大量閉店「イトーヨーカドー」どこで間違えたのか 時代の波についていけず、戦略の変更も遅れた
東洋経済オンライン / 2024年2月14日 9時30分
GMS大手の「イトーヨーカ堂」が、北海道と東北、信越にある「イトーヨーカドー」の全17店舗を、今春から順次閉店することがわかった。
近年、GMSは苦境を強いられており、特に地方立地店舗では郊外型店舗への客足流入などで苦しい状況が続いている。撤退店舗の半分は譲渡先の企業が決定したというが、まだ半分は譲渡先が決まっておらず、もし完全閉店となれば、買い物難民が生まれる恐れもある。
一時は日本を代表するGMSとして名を馳せたヨーカドー。そんなGMSの王者は、どこで道を誤ってしまったのか。今回は、ヨーカドー拡大の歴史を追いながら、その立地戦略に注目してヨーカドー苦境の理由について迫っていこう。
ヨーカドーの前身は「羊華堂洋品店」
ヨーカドーの前身である「羊華堂洋品店」は1920年、東京・浅草に誕生した。創業者は吉川敏雄で、後にヨーカドーを立ち上げる伊藤雅俊の叔父にあたる人物。太平洋戦争ののち、この洋品店を引き継ぐ形で、雅俊は足立区・千住で羊華堂の事業を再開する。
1948年に法人化、1965年に株式会社・伊藤ヨーカ堂を設立し、店名もイトーヨーカドーとする。

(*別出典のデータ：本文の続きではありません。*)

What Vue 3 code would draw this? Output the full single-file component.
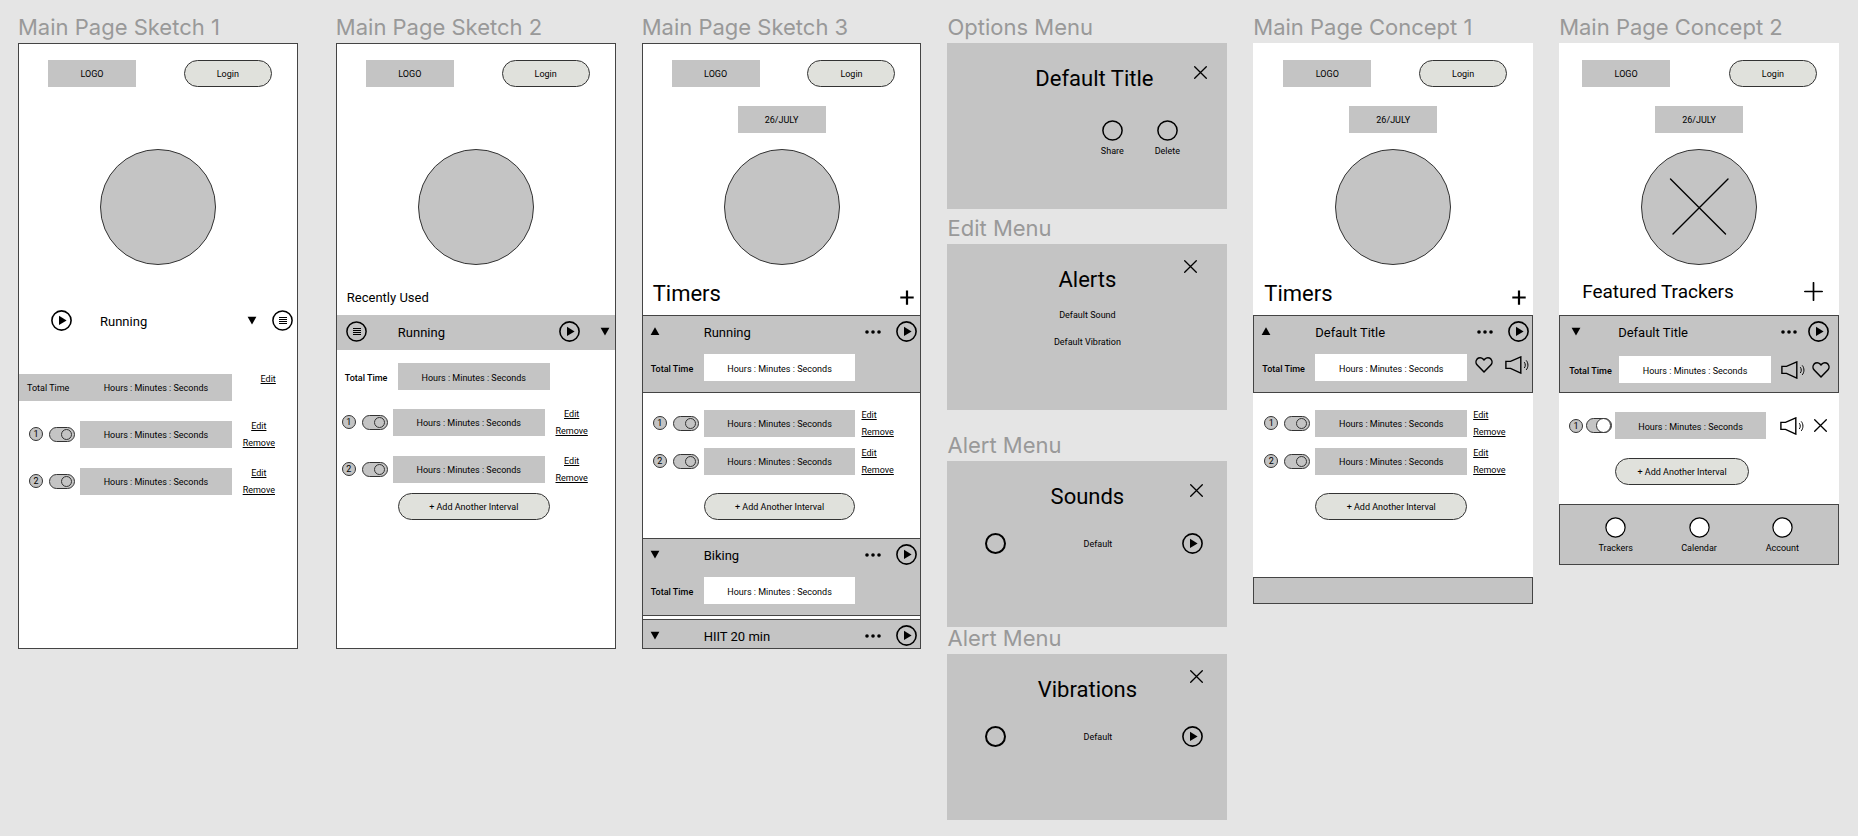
<script setup>
import { h } from 'vue'

const shapes = {
  play: {
    w: 21, h: 21,
    body: [
      ['circle', { cx: 10.5, cy: 10.5, r: 9.6, fill: 'none', stroke: '#000', 'stroke-width': 1.6 }],
      ['path', { d: 'M8 5.8L15.6 10.4L8 15z', fill: '#000' }],
    ],
  },
  menu: {
    w: 21, h: 21,
    body: [
      ['circle', { cx: 10.5, cy: 10.5, r: 9.6, fill: 'none', stroke: '#000', 'stroke-width': 1.5 }],
      ['path', { d: 'M7 7.5h8M7 9.5h8M7 11.5h8M7 13.5h8', stroke: '#000', 'stroke-width': 1 }],
    ],
  },
  ring: {
    w: 21, h: 21,
    body: [['circle', { cx: 10.5, cy: 10.5, r: 9.6, fill: 'none', stroke: '#000', 'stroke-width': 1.5 }]],
  },
  disc: {
    w: 21, h: 21,
    body: [['circle', { cx: 10.5, cy: 10.5, r: 9.6, fill: '#fff', stroke: '#000', 'stroke-width': 1.2 }]],
  },
  down: { w: 10, h: 21, body: [['path', { d: 'M.6 6.8h8.8L5 14.6z', fill: '#000' }]] },
  up: { w: 10, h: 21, body: [['path', { d: 'M.6 14h8.8L5 6.2z', fill: '#000' }]] },
  dots: {
    w: 16, h: 21,
    body: [
      ['circle', { cx: 2, cy: 11, r: 1.8 }],
      ['circle', { cx: 8, cy: 11, r: 1.8 }],
      ['circle', { cx: 14, cy: 11, r: 1.8 }],
    ],
  },
  plus: { w: 14, h: 15, body: [['path', { d: 'M.3 7.5h13.4M7 .5v14.2', stroke: '#000', 'stroke-width': 2.2 }]] },
  plusLarge: {
    w: 19, h: 19,
    body: [['path', { d: 'M.8 9.5h17.4M9.5.8v17.4', stroke: '#000', 'stroke-width': 1.7, 'stroke-linecap': 'round' }]],
  },
  close: {
    w: 13, h: 13,
    body: [['path', { d: 'M.7.7l11.6 11.6M12.3.7L.7 12.3', stroke: '#000', 'stroke-width': 1.3, 'stroke-linecap': 'round' }]],
  },
  cross: {
    w: 115, h: 115,
    body: [['path', { d: 'M28.5 29l55 55M86 29L31 84', stroke: '#000', 'stroke-width': 1.4, 'stroke-linecap': 'round' }]],
  },
  heart: {
    w: 18, h: 18,
    body: [['path', {
      d: 'M9 16L2.2 9C.6 7.3.6 4.6 2.2 2.9 3.9 1.2 6.5 1.2 8.1 2.9L9 3.9l.9-1c1.6-1.7 4.2-1.7 5.9 0 1.6 1.7 1.6 4.4 0 6.1z',
      fill: 'none', stroke: '#000', 'stroke-width': 1.5, 'stroke-linejoin': 'round',
    }]],
  },
  speaker: {
    w: 24, h: 18,
    body: [
      ['path', { d: 'M.9 5.4h4.6L15.8.9v16.2L5.5 12.4H.9z', fill: 'none', stroke: '#000', 'stroke-width': 1.4 }],
      ['path', { d: 'M19.3 6.2c1.3 1.7 1.3 4.2 0 5.8M21.2 4.4c2.3 2.6 2.3 6.9 0 9.5', fill: 'none', stroke: '#000', 'stroke-width': 1 }],
    ],
  },
}

const Icon = (props) => {
  const s = shapes[props.name]
  return h(
    'svg',
    { width: s.w, height: s.h, viewBox: `0 0 ${s.w} ${s.h}`, 'aria-hidden': 'true' },
    s.body.map(([tag, attrs]) => h(tag, attrs)),
  )
}
Icon.props = ['name']

const duration = 'Hours : Minutes : Seconds'
const intervals = [1, 2]
const tabs = ['Trackers', 'Calendar', 'Account']
const alertMenus = [
  { title: 'Sounds', top: 'low' },
  { title: 'Vibrations', top: 'high' },
]
</script>

<template>
  <main class="canvas">
    <section class="column spaced">
      <h2 class="name">Main Page Sketch 1</h2>
      <article class="board framed tall">
        <header class="top">
          <div class="tag">LOGO</div>
          <button class="pill login">Login</button>
        </header>
        <div class="dial"></div>
        <div class="bar plain">
          <button class="icon" aria-label="Play"><Icon name="play" /></button>
          <h3 class="title">Running</h3>
          <button class="icon" aria-label="Expand"><Icon name="down" /></button>
          <button class="icon" aria-label="Menu"><Icon name="menu" /></button>
        </div>
        <div class="rows loose">
          <div class="row total-band">
            <div class="band">
              <span class="label regular">Total Time</span>
              <div class="field">{{ duration }}</div>
            </div>
            <div class="links end"><a href="#">Edit</a></div>
          </div>
          <div v-for="n in intervals" :key="n" class="row wide-links">
            <span class="number">{{ n }}</span>
            <input class="toggle" type="checkbox" checked :aria-label="'Interval ' + n" />
            <div class="field">{{ duration }}</div>
            <div class="links middle"><a href="#">Edit</a><a href="#">Remove</a></div>
          </div>
        </div>
      </article>
    </section>

    <section class="column">
      <h2 class="name">Main Page Sketch 2</h2>
      <article class="board framed tall">
        <header class="top">
          <div class="tag">LOGO</div>
          <button class="pill login">Login</button>
        </header>
        <div class="dial"></div>
        <div class="heading"><h3 class="small-heading">Recently Used</h3></div>
        <div class="bar band-bar">
          <button class="icon" aria-label="Menu"><Icon name="menu" /></button>
          <h3 class="title">Running</h3>
          <button class="icon" aria-label="Play"><Icon name="play" /></button>
          <button class="icon" aria-label="Expand"><Icon name="down" /></button>
        </div>
        <div class="total open">
          <span class="label">Total Time</span>
          <div class="field">{{ duration }}</div>
        </div>
        <div class="rows medium">
          <div v-for="n in intervals" :key="n" class="row shifted">
            <span class="number">{{ n }}</span>
            <input class="toggle" type="checkbox" checked :aria-label="'Interval ' + n" />
            <div class="field">{{ duration }}</div>
            <div class="links middle"><a href="#">Edit</a><a href="#">Remove</a></div>
          </div>
        </div>
        <div class="add close-add"><button class="pill">+ Add Another Interval</button></div>
      </article>
    </section>

    <section class="column">
      <h2 class="name">Main Page Sketch 3</h2>
      <article class="board framed">
        <header class="top">
          <div class="tag">LOGO</div>
          <button class="pill login">Login</button>
        </header>
        <div class="tag date">26/JULY</div>
        <div class="dial dated"></div>
        <div class="heading">
          <h3 class="big">Timers</h3>
          <button class="icon" aria-label="Add timer"><Icon name="plus" /></button>
        </div>
        <div class="block">
          <div class="bar">
            <button class="icon" aria-label="Collapse"><Icon name="up" /></button>
            <h3 class="title">Running</h3>
            <button class="icon" aria-label="Options"><Icon name="dots" /></button>
            <button class="icon" aria-label="Play"><Icon name="play" /></button>
          </div>
          <div class="total">
            <span class="label">Total Time</span>
            <div class="field light">{{ duration }}</div>
          </div>
        </div>
        <div class="rows">
          <div v-for="n in intervals" :key="n" class="row">
            <span class="number">{{ n }}</span>
            <input class="toggle" type="checkbox" checked :aria-label="'Interval ' + n" />
            <div class="field">{{ duration }}</div>
            <div class="links"><a href="#">Edit</a><a href="#">Remove</a></div>
          </div>
        </div>
        <div class="add"><button class="pill">+ Add Another Interval</button></div>
        <div class="block follow">
          <div class="bar">
            <button class="icon" aria-label="Expand"><Icon name="down" /></button>
            <h3 class="title">Biking</h3>
            <button class="icon" aria-label="Options"><Icon name="dots" /></button>
            <button class="icon" aria-label="Play"><Icon name="play" /></button>
          </div>
          <div class="total">
            <span class="label">Total Time</span>
            <div class="field light">{{ duration }}</div>
          </div>
        </div>
        <div class="block cut">
          <div class="bar">
            <button class="icon" aria-label="Expand"><Icon name="down" /></button>
            <h3 class="title">HIIT 20 min</h3>
            <button class="icon" aria-label="Options"><Icon name="dots" /></button>
            <button class="icon" aria-label="Play"><Icon name="play" /></button>
          </div>
        </div>
      </article>
    </section>

    <section class="column">
      <h2 class="name">Options Menu</h2>
      <article class="card">
        <header class="card-top aside">
          <h3 class="big">Default Title</h3>
          <button class="icon dismiss low near" aria-label="Close"><Icon name="close" /></button>
        </header>
        <div class="actions">
          <button class="action"><Icon name="ring" />Share</button>
          <button class="action"><Icon name="ring" />Delete</button>
        </div>
      </article>

      <h2 class="name second">Edit Menu</h2>
      <article class="card">
        <header class="card-top">
          <h3 class="big">Alerts</h3>
          <button class="icon dismiss far" aria-label="Close"><Icon name="close" /></button>
        </header>
        <div class="choices">
          <button class="choice">Default Sound</button>
          <button class="choice">Default Vibration</button>
        </div>
      </article>

      <template v-for="(m, i) in alertMenus" :key="m.title">
        <h2 class="name" :class="{ third: i === 0 }">Alert Menu</h2>
        <article class="card">
          <header class="card-top">
            <h3 class="big">{{ m.title }}</h3>
            <button class="icon dismiss" :class="m.top" aria-label="Close"><Icon name="close" /></button>
          </header>
          <div class="pick">
            <input :id="'pick-' + i" class="radio" type="radio" :name="'pick-' + i" />
            <label :for="'pick-' + i">Default</label>
            <button class="icon" aria-label="Play"><Icon name="play" /></button>
          </div>
        </article>
      </template>
    </section>

    <section class="column">
      <h2 class="name">Main Page Concept 1</h2>
      <article class="board">
        <header class="top">
          <div class="tag">LOGO</div>
          <button class="pill login">Login</button>
        </header>
        <div class="tag date">26/JULY</div>
        <div class="dial dated"></div>
        <div class="heading">
          <h3 class="big">Timers</h3>
          <button class="icon" aria-label="Add timer"><Icon name="plus" /></button>
        </div>
        <div class="block boxed">
          <div class="bar">
            <button class="icon" aria-label="Collapse"><Icon name="up" /></button>
            <h3 class="title">Default Title</h3>
            <button class="icon" aria-label="Options"><Icon name="dots" /></button>
            <button class="icon" aria-label="Play"><Icon name="play" /></button>
          </div>
          <div class="total with-tools">
            <span class="label">Total Time</span>
            <div class="field light">{{ duration }}</div>
            <div class="tools">
              <button class="icon" aria-label="Favourite"><Icon name="heart" /></button>
              <button class="icon" aria-label="Sound"><Icon name="speaker" /></button>
            </div>
          </div>
        </div>
        <div class="rows">
          <div v-for="n in intervals" :key="n" class="row">
            <span class="number">{{ n }}</span>
            <input class="toggle" type="checkbox" checked :aria-label="'Interval ' + n" />
            <div class="field">{{ duration }}</div>
            <div class="links"><a href="#">Edit</a><a href="#">Remove</a></div>
          </div>
        </div>
        <div class="add"><button class="pill">+ Add Another Interval</button></div>
        <footer class="strip"></footer>
      </article>
    </section>

    <section class="column">
      <h2 class="name">Main Page Concept 2</h2>
      <article class="board featured">
        <header class="top">
          <div class="tag">LOGO</div>
          <button class="pill login">Login</button>
        </header>
        <div class="tag date">26/JULY</div>
        <div class="dial dated"><Icon name="cross" /></div>
        <div class="heading">
          <h3 class="mid">Featured Trackers</h3>
          <button class="icon" aria-label="Add tracker"><Icon name="plusLarge" /></button>
        </div>
        <div class="block boxed">
          <div class="bar">
            <button class="icon" aria-label="Expand"><Icon name="down" /></button>
            <h3 class="title">Default Title</h3>
            <button class="icon" aria-label="Options"><Icon name="dots" /></button>
            <button class="icon" aria-label="Play"><Icon name="play" /></button>
          </div>
          <div class="total">
            <span class="label">Total Time</span>
            <div class="field light">{{ duration }}</div>
            <button class="icon sound" aria-label="Sound"><Icon name="speaker" /></button>
            <button class="icon" aria-label="Favourite"><Icon name="heart" /></button>
          </div>
        </div>
        <div class="rows">
          <div class="row">
            <span class="number">1</span>
            <input class="toggle" type="checkbox" checked aria-label="Interval 1" />
            <div class="field">{{ duration }}</div>
            <button class="icon sound" aria-label="Sound"><Icon name="speaker" /></button>
            <button class="icon" aria-label="Remove"><Icon name="close" /></button>
          </div>
        </div>
        <div class="add"><button class="pill">+ Add Another Interval</button></div>
        <nav class="tabs">
          <button v-for="t in tabs" :key="t" class="action"><Icon name="disc" />{{ t }}</button>
        </nav>
      </article>
    </section>
  </main>
</template>

<style>
body {
  margin: 0;
  background: #e5e5e5;
}
</style>

<style scoped>
* {
  box-sizing: border-box;
}
.canvas {
  display: flex;
  align-items: flex-start;
  gap: 26px;
  padding: 16px 19px 16px 18px;
  font-family: Roboto, "Liberation Sans", sans-serif;
  font-size: 9px;
  line-height: 12px;
  color: #000;
}
.column {
  flex: 1 1 0;
  min-width: 0;
}
.spaced {
  margin-right: 12px;
}
h2, h3 {
  margin: 0;
  font-weight: 400;
  white-space: nowrap;
}
button {
  margin: 0;
  padding: 0;
  border: 0;
  background: none;
  font: inherit;
  color: inherit;
}
svg {
  display: block;
}
.icon {
  flex: none;
}
.name {
  margin-bottom: 5px;
  font-family: Inter, sans-serif;
  font-size: 22px;
  line-height: 22px;
  color: #999;
}
.second {
  margin-top: 8px;
}
.third {
  margin-top: 24px;
}

/* boards */
.board {
  background: #fff;
}
.framed {
  outline: 1px solid #444;
  outline-offset: -1px;
}
.tall {
  min-height: 606px;
}
.top {
  display: flex;
  justify-content: space-between;
  padding: 17px 26px 0 30px;
}
.tag {
  display: flex;
  align-items: center;
  justify-content: center;
  width: 88px;
  height: 27px;
  background: #c4c4c4;
}
.date {
  margin: 19px auto 0;
}
.pill {
  height: 27px;
  border: 1px solid #333;
  border-radius: 14px;
  background: #e0e1dc;
  white-space: nowrap;
}
.login {
  width: 88px;
}
.dial {
  width: 116px;
  height: 116px;
  margin: 62px auto 0;
  border: 1px solid #333;
  border-radius: 50%;
  background: #c4c4c4;
}
.dated {
  margin-top: 16px;
}
.heading {
  display: flex;
  align-items: flex-end;
  justify-content: space-between;
  height: 50px;
  padding: 0 7px 10px 11px;
}
.big {
  font-size: 22px;
  line-height: 22px;
}
.mid {
  font-size: 19px;
  line-height: 18px;
}
.small-heading {
  font-size: 13px;
  line-height: 14px;
}

/* timer header bars */
.bar {
  display: flex;
  align-items: flex-start;
  padding: 0 4px 0 8px;
}
.title {
  flex: 1;
  margin-left: 44px;
  font-size: 13px;
  line-height: 24px;
}
.bar .icon:last-child {
  margin-left: 15px;
}
.plain {
  padding: 0 5px 0 33px;
  margin-top: 45px;
}
.plain .title {
  margin-left: 28px;
}
.band-bar {
  padding: 6px 6px 5px 10px;
  background: #c4c4c4;
}
.band-bar .title {
  margin-left: 31px;
}
.band-bar .icon:last-child {
  margin-left: 20px;
}
.block {
  padding: 5px 0 11px;
  border: solid #444;
  border-width: 1px 0;
  background: #c4c4c4;
}
.boxed {
  outline: 1px solid #444;
  outline-offset: -1px;
  border-color: transparent;
}
.follow {
  margin-top: 18px;
}
.cut {
  margin-top: 3px;
  padding-bottom: 0;
  border-bottom: 0;
}

/* total time */
.total {
  display: flex;
  align-items: center;
  margin-top: 9px;
  padding: 0 66px 0 9px;
}
.label {
  flex: none;
  width: 53px;
  padding-top: 2px;
  font-weight: 500;
  white-space: nowrap;
}
.regular {
  font-weight: 400;
}
.field {
  flex: 1;
  display: flex;
  align-items: center;
  justify-content: center;
  height: 27px;
  padding-top: 2px;
  background: #c4c4c4;
  white-space: nowrap;
}
.light {
  background: #fff;
}
.open {
  margin-top: 13px;
}
.with-tools {
  padding-right: 4px;
}
.tools {
  display: flex;
  align-self: flex-start;
  gap: 12px;
  padding-top: 2px;
  margin-left: 8px;
}

/* interval rows */
.rows {
  display: grid;
  gap: 4px;
  padding-top: 13px;
}
.loose {
  gap: 13px;
  padding-top: 36px;
}
.medium {
  gap: 13px;
  padding-top: 15px;
}
.row {
  display: flex;
  align-items: center;
  padding: 0 26px 0 11px;
}
.number {
  flex: none;
  width: 14px;
  height: 14px;
  border: 1px solid #333;
  border-radius: 50%;
  background: #c4c4c4;
  text-align: center;
}
.toggle {
  appearance: none;
  flex: none;
  display: flex;
  align-items: center;
  justify-content: flex-end;
  width: 26px;
  height: 15px;
  margin: 0 5px 0 6px;
  padding-right: 2px;
  border: 1px solid #333;
  border-radius: 8px;
  background: #c4c4c4;
}
.toggle::before {
  content: "";
  width: 9px;
  height: 9px;
  border: 1px solid #333;
  border-radius: 50%;
}
.links {
  display: flex;
  flex-direction: column;
  width: 34px;
  height: 34px;
  padding-top: 1px;
  margin-left: 6px;
  line-height: 17px;
}
.links a {
  color: inherit;
}
.middle {
  align-items: center;
}
.wide-links {
  padding-right: 22px;
}
.wide-links .links,
.shifted .links,
.total-band .links {
  margin-left: 10px;
}
.shifted {
  padding: 0 27px 0 6px;
}
.total-band {
  padding: 0 22px 0 0;
}
.band {
  flex: 1;
  display: flex;
  align-items: center;
  padding-left: 9px;
  background: #c4c4c4;
}
.end {
  align-items: flex-end;
}
.add {
  display: flex;
  padding: 15px 66px 0 62px;
}
.add .pill {
  flex: 1;
}
.close-add {
  padding-top: 7px;
}
.strip {
  height: 27px;
  margin-top: 57px;
  border: 1px solid #444;
  background: #c4c4c4;
}

/* featured trackers board */
.featured .top {
  padding: 17px 22px 0 23px;
}
.featured .heading {
  padding: 0 16px 14px 23px;
}
.featured .bar {
  padding: 0 10px 0 12px;
}
.featured .title {
  margin-left: 37px;
}
.featured .bar .icon:last-child {
  margin-left: 11px;
}
.featured .block {
  padding-bottom: 9px;
}
.featured .total {
  margin-top: 11px;
  padding: 0 9px 0 10px;
}
.featured .label {
  width: 50px;
}
.featured .sound {
  margin: 0 7px 0 10px;
}
.featured .rows {
  padding-top: 19px;
}
.featured .row {
  padding: 0 12px 0 10px;
}
.featured .row .sound {
  margin: 0 10px 0 14px;
}
.featured .toggle {
  margin: 0 3px;
  padding-right: 0;
}
.featured .toggle::before {
  width: 13px;
  height: 13px;
  background: #fff;
}
.featured .add {
  padding: 19px 90px 0 56px;
}
.tabs {
  display: grid;
  grid-template-columns: repeat(3, 1fr);
  margin-top: 19px;
  padding: 12px 14px 10px;
  border: 1px solid #444;
  background: #c4c4c4;
}
.action {
  display: flex;
  flex-direction: column;
  align-items: center;
  gap: 4px;
}

/* menu cards */
.card {
  min-height: 166px;
  background: #c4c4c4;
}
.card-top {
  display: grid;
  grid-template-columns: 1fr auto 1fr;
  align-items: start;
  padding-top: 16px;
}
.card-top .big {
  grid-column: 2;
  margin-top: 9px;
}
.aside {
  padding-left: 14px;
}
.dismiss {
  justify-self: end;
  margin-right: 24px;
}
.low {
  margin-top: 7px;
}
.near {
  margin-right: 20px;
}
.far {
  margin-right: 30px;
}
.actions {
  display: flex;
  justify-content: flex-end;
  gap: 15px;
  margin-top: 30px;
  padding-right: 40px;
}
.actions .action {
  width: 40px;
}
.choices {
  display: flex;
  flex-direction: column;
  align-items: center;
  gap: 15px;
  margin-top: 18px;
}
.pick {
  display: flex;
  align-items: center;
  margin-top: 25px;
  padding: 0 24px 0 38px;
}
.pick label {
  flex: 1;
  padding-left: 7px;
  text-align: center;
}
.radio {
  appearance: none;
  width: 21px;
  height: 21px;
  margin: 0;
  border: 2px solid #000;
  border-radius: 50%;
}
</style>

折しも日本は高度経済成長期の只中にあり、その中でヨーカドーは出店攻勢を続け、大きく営業を拡大していく。
1970年代には業務提携に積極的に動き、札幌の「山の手ストアー」や長岡の「丸大」、平塚の「ダイクマ」などと手を組み、こうした提携を通して、特に関東、東北、北海道にその店舗を集中させていくやり方で成長を重ねていく。
そのやり方は同時期にGMSとして拡大を続けていたダイエーと比べると特徴的だ。『総合スーパーの興亡』(三品和広・三品ゼミ著/東洋経済新報社)では、「拡大のダイエー」に対して「集中のイトーヨーカドー」と書かれている。
出店地を慎重に選び、なおかつ近隣地域に多数出店するドミナント方式を選択することで、その地域でのプレゼンスを上げ、存在感を高める方式を選択していたわけである。
イトーヨーカドーの立地は基本的には「駅前出店」を柱としている。駅前の一等地に大きく建物を構え、駅前集客を狙うやり方である。そのため、かつては出店にあたって地元商店街や地域の小売店ともトラブルになるケースが多く、1986年には『イトーヨーカドー残酷物語』なる書籍まで出版されるほどであった。
業界トップに躍り出た「イオン」
とはいえ、すでに多くの論者が指摘している通り、現代での移動手段は、鉄道から車に移り変わってきている。特にモータリゼーションの文脈でいえば、戦後から現在に至るまで自動車保有台数は増加の一途をたどっており、車社会化の進行が著しい。